Organized Noize, the production team who’d discovered OutKast and masterminded the album’s musical side, had produced R&B hits for TLC and En Vogue before making the record, but they were unproven as rap producers. And on Southernplayalistic, you can hear them figuring out what happens when you apply the friendly, relaxed cool of their R&B records to a rap record. Sleepy Brown’s hooks — sleepy, sticky melodies that dripped with Curtis Mayfield grown-man slickness — drew you in enough that it mattered what the quick-tongued kids on the verses were doing. On “Player’s Ball,” Brown more or less invented the Pharrell hook, and god knows that whole style stuck around. But the elegant full-bodied orchestrations of those Organized Noize beats have become an endangered species in rap. On “Hootie Hoo” or “Call Of Da Wild,” we hear bits of the 808 thunder that was already animating Southern rap. But Organized Noize had softer, sweeter sounds in mind, and listening to it now, it’s easy to get misty about how we’re missing that now.
Another thing we don’t get to hear enough anymore: The rap album that hints at an entire undiscovered universe out there. There were a lot of those in the early ’90s. The Chronic and Enter The Wu-Tang (36 Chambers) and E. 1999 Eternal and so many more albums of the era had entire supporting casts, voices that would show up for a verse and then disappear, hints that this music comes from a buzzing hive of activity and you’re about to hear so much more about it. Southernplayalistic gives off that impression, too, and there’s nothing illusory about it. It’s the product of an actual physical location, Organized Noize’s Dungeon studio, where André and Big Boi started out as kids lurking in the corner and waiting for their turn to rhyme. And those voices start to show up on Southernplayalistic, too. The album marks the first time the world heard the Goodie Mob, the complementary but vastly different Atlanta crew who’d put out their own astounding debut album not too much later. In the years that followed, OutKast and Goodie and tons of other Dungeon Family affiliates would crank out amazing music at an alarming rate. Even the records that came from relatively unknown DF B-teamers — Joi’s The Pendulum Vibe, Cool Breeze’s East Point’s Greatest Hits, Witchdoctor’s A S.W.A.T. Healing Ritual — stand as underappreciated masterworks. Future, who just released one of the year’s best rap albums a few days ago, is a younger cousin of Organized Noize producer Rico Wade, and he’s got “Dungeon Family” tattooed across his forearms. Southernplayalisticadillacmuzik has a spoken-word interlude from Big Rube, whose grizzled contemplations became a Dungeon Family hallmark.

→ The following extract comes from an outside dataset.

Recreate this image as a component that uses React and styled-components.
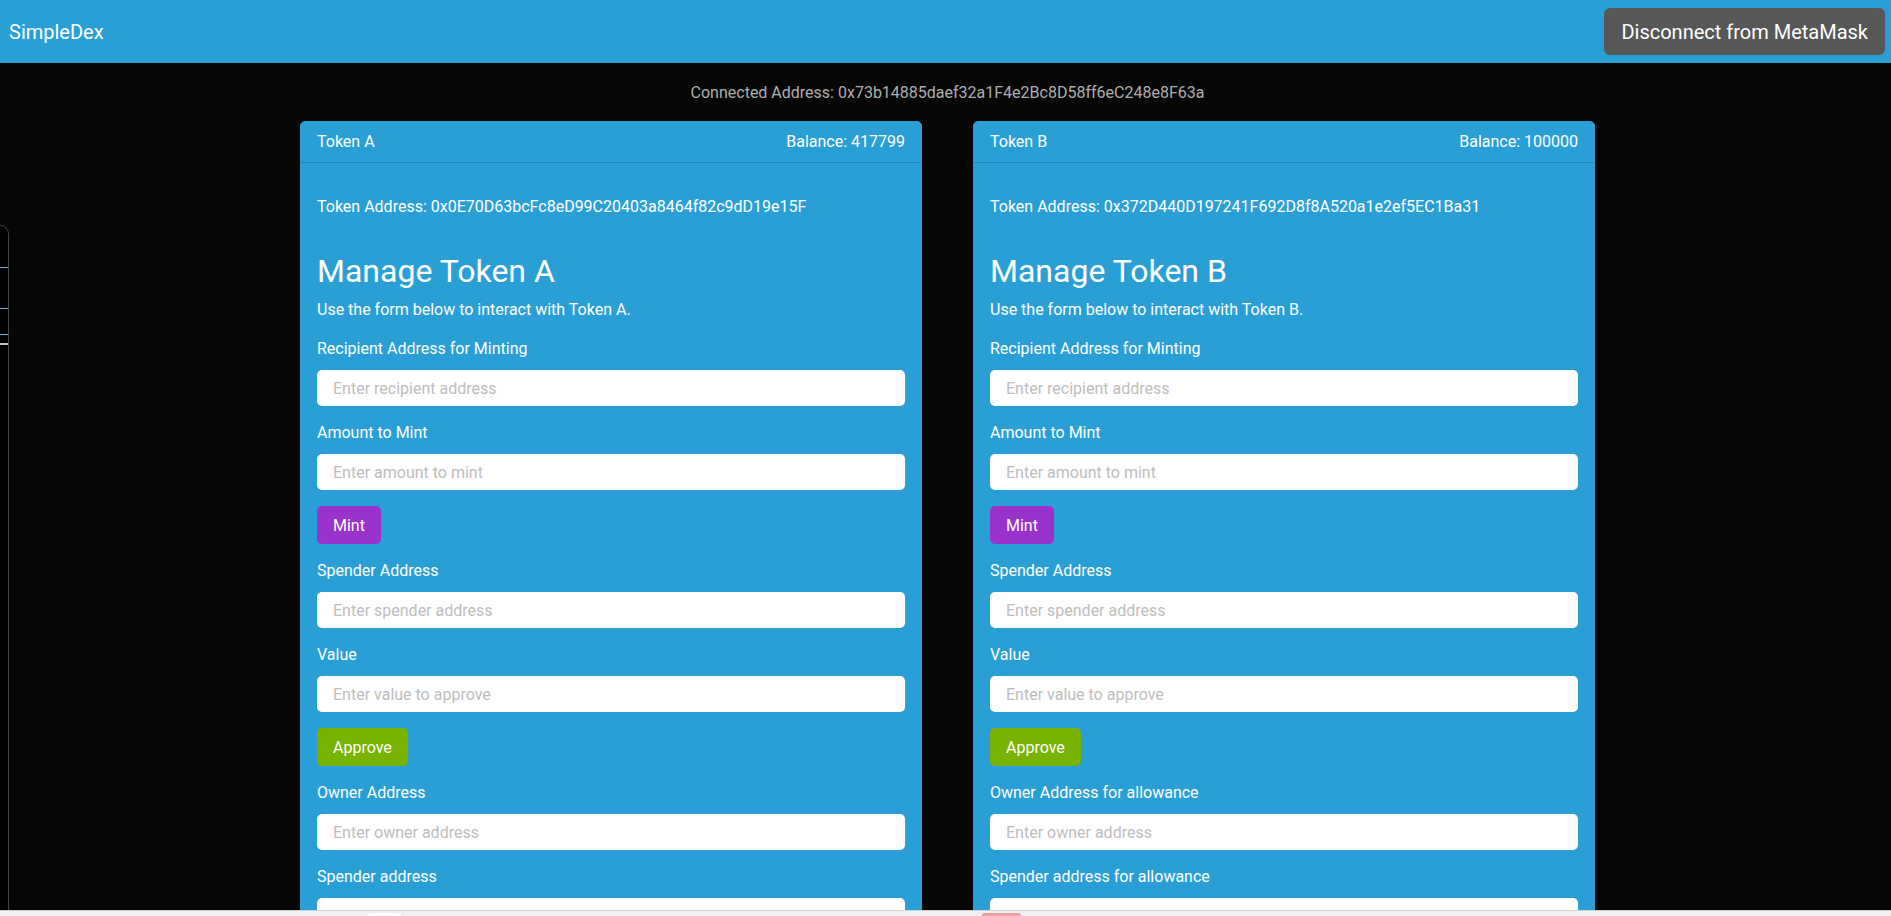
import React from "react";
import styled, { createGlobalStyle } from "styled-components";

const GlobalStyle = createGlobalStyle`
  * { box-sizing: border-box; }
  html, body {
    margin: 0;
    padding: 0;
    background: #060606;
    overflow: hidden;
  }
  body {
    font-family: Roboto, "Liberation Sans", Arial, sans-serif;
    font-size: 16px;
    color: #adafae;
  }
`;

const Page = styled.div`
  min-height: 916px;
  background: #060606;
`;

const Navbar = styled.header`
  display: flex;
  align-items: center;
  justify-content: space-between;
  height: 63px;
  padding: 0 6px 0 9px;
  background: #2a9fd6;
`;

const Brand = styled.span`
  font-size: 20px;
  color: #fff;
  line-height: 1;
`;

const DisconnectButton = styled.button`
  height: 47px;
  padding: 0 17px;
  border: none;
  border-radius: 6px;
  background: #575757;
  color: #fff;
  font-family: Roboto, "Liberation Sans", Arial, sans-serif;
  font-size: 20px;
  cursor: pointer;
`;

const Main = styled.main`
  display: flex;
  flex-direction: column;
  padding-left: 4px;
`;

const AddressLine = styled.p`
  margin: 0 0 17.5px;
  padding-top: 18.5px;
  line-height: 22px;
  text-align: center;
  color: #adafae;
`;

const CardsRow = styled.div`
  display: grid;
  grid-template-columns: 622px 622px;
  column-gap: 51px;
  justify-content: center;
  align-items: start;
`;

const Card = styled.section`
  background: #2a9fd6;
  border: 1px solid #2a9fd6;
  border-radius: 5px;
  color: #fff;
  overflow: hidden;
`;

const CardHeader = styled.div`
  display: flex;
  justify-content: space-between;
  align-items: center;
  padding: 8.5px 16px 9.5px;
  line-height: 22px;
  border-bottom: 1px solid rgba(0, 0, 0, 0.17);
`;

const CardBody = styled.div`
  display: flex;
  flex-direction: column;
  padding: 32.6px 16px 16px;
`;

const TokenAddress = styled.p`
  margin: 0 0 33px;
  line-height: 22px;
`;

const Heading = styled.h2`
  margin: 0 0 8px;
  font-size: 32px;
  font-weight: 400;
  line-height: 40px;
`;

const Description = styled.p`
  margin: 0 0 17.5px;
  line-height: 22px;
`;

const Form = styled.div`
  display: flex;
  flex-direction: column;
  gap: 16px;
`;

const Field = styled.div`
  display: flex;
  flex-direction: column;
`;

const Label = styled.label`
  line-height: 22px;
  margin-bottom: 10px;
`;

const Input = styled.input`
  height: 36px;
  width: 100%;
  padding: 0 16px;
  border: none;
  border-radius: 5px;
  background: #fff;
  color: #222;
  font-family: Roboto, "Liberation Sans", Arial, sans-serif;
  font-size: 16px;
  outline: none;
  &::placeholder {
    color: #bdbdbd;
  }
`;

const ActionButton = styled.button`
  align-self: flex-start;
  height: 38px;
  padding: 0 16px;
  border: none;
  border-radius: 5px;
  background: ${(p) => p.$bg};
  color: #fff;
  font-family: Roboto, "Liberation Sans", Arial, sans-serif;
  font-size: 16px;
  cursor: pointer;
`;

const SideStub = styled.div`
  position: fixed;
  left: -40px;
  top: 225px;
  bottom: 0;
  width: 49px;
  background: #000;
  border: 1px solid #444;
  border-top-right-radius: 9px;
`;

const StubLine = styled.div`
  position: absolute;
  left: 0;
  right: 0;
  height: ${(p) => p.$h}px;
  background: ${(p) => p.$c};
`;

const BottomStrip = styled.div`
  position: fixed;
  left: 0;
  right: 0;
  top: 910px;
  height: 6px;
  background: #efefef;
  border-top: 1px solid #d4d4d4;
`;

const StripChip = styled.div`
  position: absolute;
  top: 2px;
  bottom: 0;
  border-radius: 3px 3px 0 0;
  background: ${(p) => p.$c};
`;

const tokens = [
  {
    name: "Token A",
    balance: "417799",
    address: "0x0E70D63bcFc8eD99C20403a8464f82c9dD19e15F",
    ownerLabel: "Owner Address",
    spenderLabel: "Spender address",
  },
  {
    name: "Token B",
    balance: "100000",
    address: "0x372D440D197241F692D8f8A520a1e2ef5EC1Ba31",
    ownerLabel: "Owner Address for allowance",
    spenderLabel: "Spender address for allowance",
  },
];

function TokenCard({ t }) {
  return (
    <Card>
      <CardHeader>
        <span>{t.name}</span>
        <span>Balance: {t.balance}</span>
      </CardHeader>
      <CardBody>
        <TokenAddress>Token Address: {t.address}</TokenAddress>
        <Heading>Manage {t.name}</Heading>
        <Description>Use the form below to interact with {t.name}.</Description>
        <Form>
          <Field>
            <Label>Recipient Address for Minting</Label>
            <Input placeholder="Enter recipient address" />
          </Field>
          <Field>
            <Label>Amount to Mint</Label>
            <Input placeholder="Enter amount to mint" />
          </Field>
          <ActionButton $bg="#9933cc">Mint</ActionButton>
          <Field>
            <Label>Spender Address</Label>
            <Input placeholder="Enter spender address" />
          </Field>
          <Field>
            <Label>Value</Label>
            <Input placeholder="Enter value to approve" />
          </Field>
          <ActionButton $bg="#77b300">Approve</ActionButton>
          <Field>
            <Label>{t.ownerLabel}</Label>
            <Input placeholder="Enter owner address" />
          </Field>
          <Field>
            <Label>{t.spenderLabel}</Label>
            <Input placeholder="Enter spender address" />
          </Field>
          <ActionButton $bg="#555">Check Allowance</ActionButton>
        </Form>
      </CardBody>
    </Card>
  );
}

export default function App() {
  return (
    <Page>
      <GlobalStyle />
      <Navbar>
        <Brand>SimpleDex</Brand>
        <DisconnectButton>Disconnect from MetaMask</DisconnectButton>
      </Navbar>
      <Main>
        <AddressLine>
          Connected Address: 0x73b14885daef32a1F4e2Bc8D58ff6eC248e8F63a
        </AddressLine>
        <CardsRow>
          {tokens.map((t) => (
            <TokenCard key={t.name} t={t} />
          ))}
        </CardsRow>
      </Main>
      <SideStub>
        <StubLine $h={1} $c="#4fb3e0" style={{ top: 41 }} />
        <StubLine $h={1} $c="#4fb3e0" style={{ top: 82 }} />
        <StubLine $h={1} $c="#4fb3e0" style={{ top: 108 }} />
        <StubLine $h={2} $c="#bdbdbd" style={{ top: 117 }} />
      </SideStub>
      <BottomStrip>
        <StripChip $c="#ffffff" style={{ left: 368, width: 33 }} />
        <StripChip $c="#e9a3a3" style={{ left: 982, width: 39 }} />
      </BottomStrip>
    </Page>
  );
}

Released 20 years later almost to the day, Honest has one, too. Future’s sound and viewpoint couldn’t be further removed from the OutKast of 1994, but he’s got a similarly adventurous spirit, a familiar tendency to translate the ideas floating through music into something entirely new. Those Dungeon Family echoes still linger.

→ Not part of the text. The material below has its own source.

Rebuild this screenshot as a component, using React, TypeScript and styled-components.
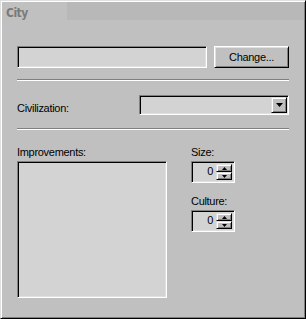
import React from 'react';
import styled, { createGlobalStyle } from 'styled-components';

const GlobalStyle = createGlobalStyle`
  html, body {
    margin: 0;
    padding: 0;
    background: #c0c0c0;
  }
  body {
    font-family: "Liberation Sans", Arial, sans-serif;
    font-size: 11px;
    color: #000;
  }
`;

const Panel = styled.div`
  box-sizing: border-box;
  width: 306px;
  height: 319px;
  background: #c0c0c0;
  border: 1px solid;
  border-color: #dfdfdf #000 #000 #dfdfdf;
  box-shadow: inset 1px 1px #fff, inset -1px -1px #808080;
  padding: 1px;
  display: flex;
  flex-direction: column;
`;

const Header = styled.div`
  display: flex;
  height: 18px;
`;

const Tab = styled.div`
  width: 65px;
  box-sizing: border-box;
  padding: 4px 0 0 4px;
  line-height: 14px;
  font-family: "DejaVu Sans Condensed", "Liberation Sans", sans-serif;
  font-size: 12px;
  font-weight: bold;
  letter-spacing: -0.5px;
  color: #7a7a7a;
`;

const TabFill = styled.div`
  flex: 1;
  background: #b8b8b8;
`;

const Body = styled.div`
  padding: 26px 15px 0 15px;
  letter-spacing: -0.3px;
`;

const Row = styled.div<{ $top?: number; $align?: string }>`
  display: flex;
  align-items: ${p => p.$align || 'stretch'};
  justify-content: space-between;
  gap: 7px;
  margin-top: ${p => p.$top || 0}px;
`;

const Sunken = styled.div`
  box-sizing: border-box;
  background: #d3d3d3;
  border: 1px solid;
  border-color: #808080 #fff #fff #808080;
  box-shadow: inset 1px 1px #000, inset -1px -1px #dfdfdf;
`;

const NameField = styled(Sunken)`
  flex: 1;
  height: 22px;
`;

const Button = styled.button`
  box-sizing: border-box;
  width: 75px;
  height: 22px;
  padding: 0;
  background: #c0c0c0;
  border: 1px solid;
  border-color: #fff #000 #000 #fff;
  box-shadow: inset 1px 1px #dfdfdf, inset -1px -1px #808080;
  font-family: inherit;
  font-size: 11px;
  letter-spacing: -0.3px;
  color: #000;
`;

const Separator = styled.div<{ $top: number }>`
  height: 0;
  border-top: 1px solid #808080;
  border-bottom: 1px solid #fff;
  margin-top: ${p => p.$top}px;
`;

const Label = styled.div<{ $top?: number }>`
  line-height: 13px;
  margin-top: ${p => p.$top || 0}px;
  white-space: nowrap;
`;

const Select = styled(Sunken)`
  width: 150px;
  height: 20px;
  display: flex;
  justify-content: flex-end;
  padding: 1px;
`;

const ArrowButton = styled.div<{ $w: number; $h: number }>`
  box-sizing: border-box;
  width: ${p => p.$w}px;
  height: ${p => p.$h}px;
  background: #c0c0c0;
  border: 1px solid;
  border-color: #dfdfdf #000 #000 #dfdfdf;
  box-shadow: inset 1px 1px #fff, inset -1px -1px #808080;
  display: flex;
  align-items: center;
  justify-content: center;
`;

const Columns = styled.div`
  display: flex;
  gap: 24px;
  margin-top: 16px;
`;

const Column = styled.div<{ $w?: number }>`
  display: flex;
  flex-direction: column;
  width: ${p => (p.$w ? `${p.$w}px` : 'auto')};
`;

const ListBox = styled(Sunken)`
  width: 150px;
  height: 137px;
  margin-top: 2px;
`;

const Spin = styled(Sunken)`
  width: 44px;
  height: 22px;
  margin-top: 2px;
  padding: 2px;
  display: flex;
`;

const SpinValue = styled.div`
  flex: 1;
  text-align: right;
  padding-right: 3px;
  line-height: 14px;
`;

const SpinButtons = styled.div`
  display: flex;
  flex-direction: column;
`;

const Arrow: React.FC<{ up?: boolean; w: number; h: number }> = ({ up, w, h }) => (
  <svg width={w} height={h} viewBox={`0 0 ${w} ${h}`}>
    <polygon
      points={up ? `${w / 2},0 ${w},${h} 0,${h}` : `0,0 ${w},0 ${w / 2},${h}`}
      fill="#000"
    />
  </svg>
);

const SpinBox: React.FC<{ value: number }> = ({ value }) => (
  <Spin>
    <SpinValue>{value}</SpinValue>
    <SpinButtons>
      <ArrowButton $w={16} $h={9}>
        <Arrow up w={5} h={3} />
      </ArrowButton>
      <ArrowButton $w={16} $h={9}>
        <Arrow w={5} h={3} />
      </ArrowButton>
    </SpinButtons>
  </Spin>
);

const App: React.FC = () => (
  <>
    <GlobalStyle />
    <Panel>
      <Header>
        <Tab>City</Tab>
        <TabFill />
      </Header>
      <Body>
        <Row>
          <NameField />
          <Button>Change...</Button>
        </Row>
        <Separator $top={11} />
        <Row $top={14} $align="flex-end">
          <Label>Civilization:</Label>
          <Select>
            <ArrowButton $w={16} $h={16}>
              <Arrow w={7} h={4} />
            </ArrowButton>
          </Select>
        </Row>
        <Separator $top={13} />
        <Columns>
          <Column $w={150}>
            <Label>Improvements:</Label>
            <ListBox />
          </Column>
          <Column>
            <Label>Size:</Label>
            <SpinBox value={0} />
            <Label $top={12}>Culture:</Label>
            <SpinBox value={0} />
          </Column>
        </Columns>
      </Body>
    </Panel>
  </>
);

export default App;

OutKast themselves contained multitudes, too. Not long after Southernplayalistic, André started wearing pith helmets and football shoulderpads, rapping about discovering a universal consciousness, willing himself toward a very personal idea of transcendence. Big Boi, by contrast, remained the same guy, albeit slightly older and tougher than the motormouthed kid we heard on the first album. People started thinking of OutKast as a group with a central dichotomy — the poet and the player — and the group bought into it, to an extent, too. Big Boi was always capable of getting plenty weird, and André could always be tough, but by the time they made it to Speakerboxxx/The Love Below, they’d fully bought into that conceptual split, too. That dichotomy isn’t there on Southernplayalistic. On that album, we hear two kids who come from the same world, who have each other’s backs, who display a teenager’s joy in twisting words into new shapes and trading off verses with natural ease. André wore the same Braves jersey in the first two OutKast videos; he wasn’t trying to look like anything other than a kid from Atlanta. OutKast would go on to make so much more great music, but we’d never hear them on each other’s level in quite the same way again. Maybe they lost something when they moved off in different directions. Or maybe they needed to establish a foundation as solid as Southerplayalistic before they nudged each other on to become their greatest selves. Either way Southernplayalistic stands as a truly great rap album on its own, and as a harbinger of even more great things to come. If you haven’t listened to it in a while — or if you’ve never listened to it — go back to it. It’s a nourishing experience.